- WHAT THE TASK REQUIRES -
Which lines have the string "with"? Copy all of them from the entries below.

- LISTING -
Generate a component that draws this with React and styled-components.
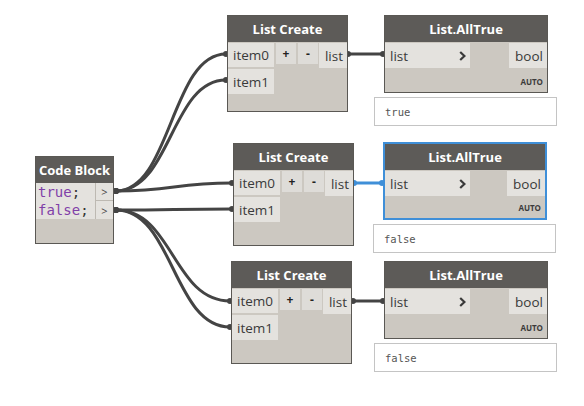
import React from 'react'
import styled, { createGlobalStyle } from 'styled-components'

const GlobalStyle = createGlobalStyle`
  html, body {
    margin: 0;
    padding: 0;
    background: #ffffff;
  }
  body {
    font-family: "Open Sans", "Noto Sans", sans-serif;
  }
`

const Canvas = styled.div`
  position: relative;
  width: 584px;
  height: 406px;
  overflow: hidden;
  background: #ffffff;
`

const Wires = styled.svg`
  position: absolute;
  left: 0;
  top: 0;
`

const Node = styled.div`
  position: absolute;
  box-sizing: border-box;
  display: flex;
  flex-direction: column;
  background: #ccc8c1;
  border: ${(p) => (p.selected ? '2px solid #3f8fd8' : '1px solid #5a5854')};
`

const Header = styled.div`
  height: 26px;
  flex: 0 0 auto;
  display: flex;
  align-items: center;
  justify-content: center;
  background: #5d5b58;
  color: #ffffff;
  font-weight: 700;
  font-size: 13px;
`

const Body = styled.div`
  display: flex;
  align-items: flex-start;
  padding-top: 1px;
`

const Column = styled.div`
  display: flex;
  flex-direction: column;
  gap: 2px;
`

const Port = styled.div`
  box-sizing: border-box;
  width: ${(p) => p.w}px;
  height: ${(p) => p.h || 24}px;
  display: flex;
  align-items: center;
  justify-content: ${(p) => (p.right ? 'flex-end' : 'space-between')};
  padding: 0 4px 0 5px;
  background: #e4e2de;
  color: #3a3a3a;
  font-size: 13.5px;
`

const Buttons = styled.div`
  display: flex;
  gap: 2px;
  margin-left: 2px;
`

const SmallButton = styled.div`
  width: 20px;
  height: 21px;
  display: flex;
  align-items: center;
  justify-content: center;
  background: #dedcd8;
  color: #222;
  font-size: 12px;
  font-weight: 700;
`

const Spacer = styled.div`
  flex: 1;
`

const Auto = styled.div`
  margin-top: auto;
  padding: 0 4px 5px 0;
  text-align: right;
  font-size: 8px;
  font-weight: 700;
  color: #3b3b3b;
`

const Watch = styled.div`
  position: absolute;
  box-sizing: border-box;
  width: 183px;
  height: 29px;
  display: flex;
  align-items: center;
  padding-left: 10px;
  background: #ffffff;
  border: 1px solid #c4c4c4;
  font-family: "DejaVu Sans Mono", "Liberation Mono", monospace;
  font-size: 10.5px;
  color: #555;
`

const CodeLines = styled.div`
  display: flex;
  flex-direction: column;
  background: #e4e2de;
  flex: 1;
`

const CodeLine = styled.div`
  height: 18px;
  display: flex;
  align-items: center;
  padding-left: 2px;
  font-family: "DejaVu Sans Mono", "Liberation Mono", monospace;
  font-size: 14px;
  color: #333;
`

const Keyword = styled.span`
  color: #8040a8;
`

const OutArrow = styled.div`
  box-sizing: border-box;
  width: 18px;
  height: 18px;
  display: flex;
  align-items: center;
  justify-content: center;
  background: #e4e2de;
  border-left: 1px solid #bdb9b2;
  border-bottom: ${(p) => (p.last ? 'none' : '1px solid #bdb9b2')};
  color: #444;
  font-size: 11px;
`

const Chevron = () => (
  <svg width="7" height="10" viewBox="0 0 7 10">
    <path d="M1.2 1 L5.4 5 L1.2 9" stroke="#3a3a3a" strokeWidth="2.2" fill="none" />
  </svg>
)

const ListCreate = ({ x, y, h }) => (
  <Node style={{ left: x, top: y, width: 121, height: h }}>
    <Header>List Create</Header>
    <Body>
      <Column>
        <Port w={46}>item0</Port>
        <Port w={46} h={25}>item1</Port>
      </Column>
      <Buttons>
        <SmallButton>+</SmallButton>
        <SmallButton>-</SmallButton>
      </Buttons>
      <Spacer />
      <Port w={28} h={25} right>list</Port>
    </Body>
  </Node>
)

const AllTrue = ({ x, y, selected, value }) => (
  <>
    <Node selected={selected} style={{ left: x, top: y, width: 164, height: 78 }}>
      <Header>List.AllTrue</Header>
      <Body>
        <Port w={85} h={25}>
          list <Chevron />
        </Port>
        <Spacer />
        <Port w={38} h={25} right>bool</Port>
      </Body>
      <Auto>AUTO</Auto>
    </Node>
    <Watch style={{ left: x - 10, top: y + 82 }}>{value}</Watch>
  </>
)

const CodeBlock = ({ x, y }) => (
  <Node style={{ left: x, top: y, width: 79, height: 88 }}>
    <Header>Code Block</Header>
    <Body style={{ paddingTop: 0 }}>
      <CodeLines>
        <CodeLine><Keyword>true</Keyword>;</CodeLine>
        <CodeLine><Keyword>false</Keyword>;</CodeLine>
      </CodeLines>
      <Column style={{ gap: 0 }}>
        <OutArrow>&gt;</OutArrow>
        <OutArrow last>&gt;</OutArrow>
      </Column>
    </Body>
  </Node>
)

const curve = (x1, y1, x2, y2) => {
  const dx = Math.max(30, (x2 - x1) * 0.5)
  return `M${x1},${y1} C${x1 + dx},${y1} ${x2 - dx},${y2} ${x2},${y2}`
}

const wires = [
  [116, 191, 226, 54],
  [116, 191, 226, 80],
  [116, 191, 232, 183],
  [116, 210, 232, 209],
  [116, 210, 230, 301],
  [116, 210, 230, 327],
  [348, 54, 383, 54],
  [354, 183, 382, 183, true],
  [353, 301, 383, 301],
]

const App = () => (
  <Canvas>
    <GlobalStyle />
    <Wires width="584" height="406">
      {wires.map(([x1, y1, x2, y2, blue], i) => (
        <g key={i} fill={blue ? '#3f8fd8' : '#444444'}>
          <path d={curve(x1, y1, x2, y2)} stroke={blue ? '#3f8fd8' : '#444444'} strokeWidth="3" fill="none" />
          <circle cx={x1} cy={y1} r="3" />
          <circle cx={x2} cy={y2} r="3" />
        </g>
      ))}
    </Wires>
    <ListCreate x={227} y={15} h={97} />
    <ListCreate x={233} y={143} h={103} />
    <ListCreate x={231} y={261} h={103} />
    <AllTrue x={384} y={15} value="true" />
    <AllTrue x={383} y={142} selected value="false" />
    <AllTrue x={384} y={261} value="false" />
    <CodeBlock x={35} y={156} />
  </Canvas>
)

export default App
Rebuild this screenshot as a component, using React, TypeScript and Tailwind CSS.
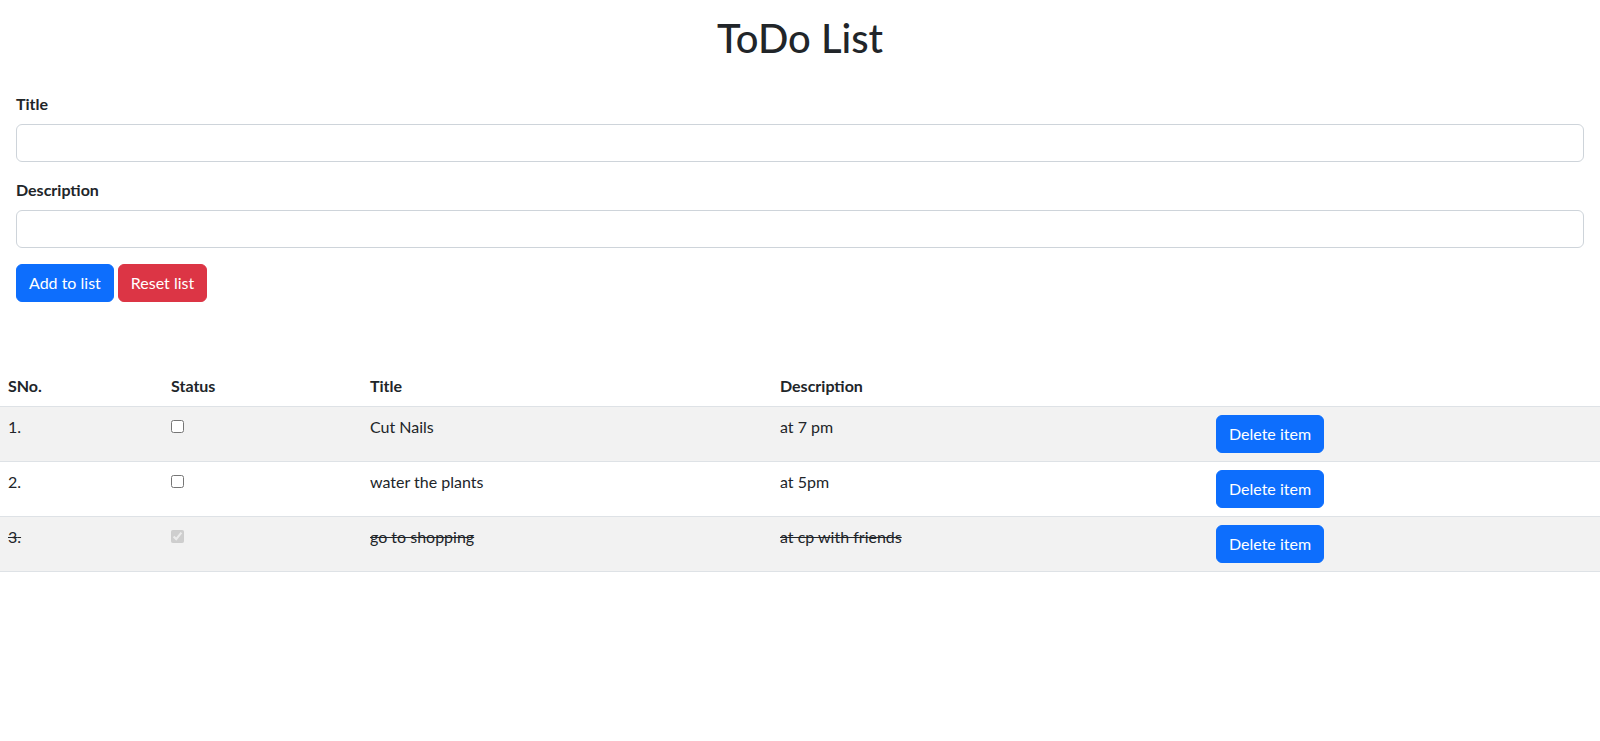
import React, { useState } from 'react'

interface Todo {
  sno: number
  title: string
  desc: string
  done: boolean
}

const initialTodos: Todo[] = [
  { sno: 1, title: 'Cut Nails', desc: 'at 7 pm', done: false },
  { sno: 2, title: 'water the plants', desc: 'at 5pm', done: false },
  { sno: 3, title: 'go to shopping', desc: 'at cp with friends', done: true },
]

export default function App() {
  const [todos, setTodos] = useState<Todo[]>(initialTodos)
  const [title, setTitle] = useState('')
  const [desc, setDesc] = useState('')

  const addItem = () => {
    if (!title.trim()) return
    setTodos([...todos, { sno: todos.length + 1, title, desc, done: false }])
    setTitle('')
    setDesc('')
  }

  const toggle = (i: number) => {
    setTodos(todos.map((t, idx) => (idx === i ? { ...t, done: !t.done } : t)))
  }

  const remove = (i: number) => {
    setTodos(todos.filter((_, idx) => idx !== i).map((t, idx) => ({ ...t, sno: idx + 1 })))
  }

  return (
    <div className="min-h-screen bg-white font-['Segoe_UI',Lato,sans-serif] text-base leading-6 text-[#212529]">
      {/* heading */}
      <h1 className="pt-[14px] text-center text-[40px] font-medium leading-[48px]">ToDo List</h1>

      {/* form */}
      <div className="px-4 pt-[30px]">
        <label className="mb-2 block font-bold">Title</label>
        <input
          value={title}
          onChange={(e) => setTitle(e.target.value)}
          className="mb-4 block h-[38px] w-full rounded-md border border-[#ced4da] px-3 py-1.5 outline-none"
        />
        <label className="mb-2 block font-bold">Description</label>
        <input
          value={desc}
          onChange={(e) => setDesc(e.target.value)}
          className="mb-4 block h-[38px] w-full rounded-md border border-[#ced4da] px-3 py-1.5 outline-none"
        />
        <div className="flex gap-1">
          <button
            onClick={addItem}
            className="h-[38px] rounded-md border border-[#0d6efd] bg-[#0d6efd] px-3 text-white"
          >
            Add to list
          </button>
          <button
            onClick={() => setTodos([])}
            className="h-[38px] rounded-md border border-[#dc3545] bg-[#dc3545] px-3 text-white"
          >
            Reset list
          </button>
        </div>
      </div>

      {/* table */}
      <table className="mt-[64px] w-full border-collapse text-left">
        <thead>
          <tr className="border-b border-[#dee2e6]">
            <th className="w-[163px] p-2 align-top font-bold">SNo.</th>
            <th className="w-[199px] p-2 align-top font-bold">Status</th>
            <th className="w-[410px] p-2 align-top font-bold">Title</th>
            <th className="w-[436px] p-2 align-top font-bold">Description</th>
            <th className="p-2"></th>
          </tr>
        </thead>
        <tbody>
          {todos.map((t, i) => (
            <tr key={t.sno} className={`border-b border-[#dee2e6] ${i % 2 === 0 ? 'bg-[#f2f2f2]' : 'bg-white'}`}>
              <td className={`p-2 align-top ${t.done ? 'line-through' : ''}`}>{t.sno}.</td>
              <td className="p-2 align-top">
                <input
                  type="checkbox"
                  checked={t.done}
                  disabled={t.done}
                  onChange={() => toggle(i)}
                  className="m-0 mt-[5px] block h-[13px] w-[13px]"
                />
              </td>
              <td className={`p-2 align-top ${t.done ? 'line-through' : ''}`}>{t.title}</td>
              <td className={`p-2 align-top ${t.done ? 'line-through' : ''}`}>{t.desc}</td>
              <td className="p-2 align-top">
                <button
                  onClick={() => remove(i)}
                  className="h-[38px] rounded-md border border-[#0d6efd] bg-[#0d6efd] px-3 text-white"
                >
                  Delete item
                </button>
              </td>
            </tr>
          ))}
        </tbody>
      </table>
    </div>
  )
}
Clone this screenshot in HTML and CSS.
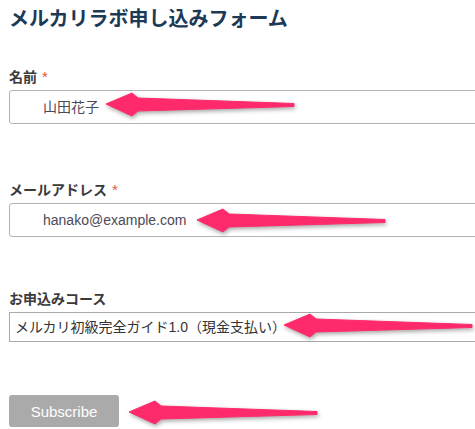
FILE: index.html
```html
<!DOCTYPE html>
<html lang="ja">
<head>
<meta charset="utf-8">
<title>メルカリラボ申し込みフォーム</title>
<link rel="stylesheet" href="styles.css">
</head>
<body>
<div class="page">
  <h1 class="title">メルカリラボ申し込みフォーム</h1>

  <div class="field field-name">
    <label class="label">名前<span class="req">*</span></label>
    <div class="input">山田花子</div>
  </div>

  <div class="field field-email">
    <label class="label">メールアドレス<span class="req">*</span></label>
    <div class="input">hanako@example.com</div>
  </div>

  <div class="field field-course">
    <label class="label">お申込みコース</label>
    <div class="select">メルカリ初級完全ガイド1.0（現金支払い）</div>
  </div>

  <div class="actions">
    <button class="btn" type="button">Subscribe</button>
  </div>
</div>

<svg class="arrow arrow-1" width="200" height="32" viewBox="0 0 200 32"><path d="M4,14 L30,3 L36,8 L192,13.5 L192,16.5 L36,21 L30,26 Z"/></svg>
<svg class="arrow arrow-2" width="200" height="32" viewBox="0 0 200 32"><path d="M4,14 L30,3 L36,8 L192,13.5 L192,16.5 L36,21 L30,26 Z"/></svg>
<svg class="arrow arrow-3" width="200" height="32" viewBox="0 0 200 32"><path d="M4,14 L30,3 L36,8 L192,13.5 L192,16.5 L36,21 L30,26 Z"/></svg>
<svg class="arrow arrow-4" width="200" height="32" viewBox="0 0 200 32"><path d="M4,14 L30,3 L36,8 L192,13.5 L192,16.5 L36,21 L30,26 Z"/></svg>
</body>
</html>
```
FILE: styles.css
```css
html, body {
  margin: 0;
  padding: 0;
  overflow: hidden;
  background: #ffffff;
}
body {
  position: relative;
  width: 475px;
  height: 429px;
  font-family: "Noto Sans CJK JP", "Liberation Sans", sans-serif;
}
.page {
  padding: 4px 0 0 9px;
}
.title {
  margin: 0;
  height: 28px;
  font-size: 20px;
  line-height: 28px;
  font-weight: 700;
  color: #1c3a56;
}
.field {
  display: flex;
  flex-direction: column;
  gap: 4px;
}
.field-name { margin-top: 34px; }
.field-email { margin-top: 55px; }
.field-course { margin-top: 51px; }
.label {
  display: block;
  height: 20px;
  overflow: hidden;
  font-size: 14px;
  line-height: 20px;
  font-weight: 700;
  color: #3a3a3a;
}
.req {
  margin-left: 5px;
  color: #e4583e;
  font-family: "Liberation Sans", sans-serif;
  font-weight: 400;
  font-size: 15px;
}
.input {
  box-sizing: border-box;
  width: 500px;
  height: 34px;
  border: 1px solid #b4b4b4;
  border-radius: 3px;
  padding-left: 33px;
  font-family: "Liberation Sans", "Noto Sans CJK JP", sans-serif;
  font-size: 14px;
  line-height: 32px;
  color: #4d4858;
}
.select {
  box-sizing: border-box;
  width: 500px;
  height: 30px;
  border: 1px solid #a9a9a9;
  padding-left: 5px;
  font-family: "Liberation Sans", "Noto Sans CJK JP", sans-serif;
  font-size: 14px;
  line-height: 28px;
  color: #333;
}
.actions {
  margin-top: 53px;
  height: 32px;
}
.btn {
  display: block;
  box-sizing: border-box;
  width: 110px;
  height: 32px;
  border: none;
  border-radius: 3px;
  background: #aaaaaa;
  color: #ffffff;
  font-family: "Liberation Sans", sans-serif;
  font-size: 15px;
  padding: 0;
}
.arrow {
  position: absolute;
  overflow: visible;
  filter: drop-shadow(1px 2px 2px rgba(0, 0, 0, 0.35));
}
.arrow path {
  fill: #ff2a6b;
  stroke: #ff2a6b;
  stroke-width: 1;
  stroke-linejoin: round;
}
.arrow-1 { left: 102px; top: 90px; }
.arrow-2 { left: 193px; top: 206px; }
.arrow-3 { left: 280px; top: 311px; }
.arrow-4 { left: 125px; top: 398px; }
```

- EXERCISE OUTPUT -
Generate a component that draws this with React and styled-components.
  { sno: 3, title: 'go to shopping', desc: 'at cp with friends', done: true },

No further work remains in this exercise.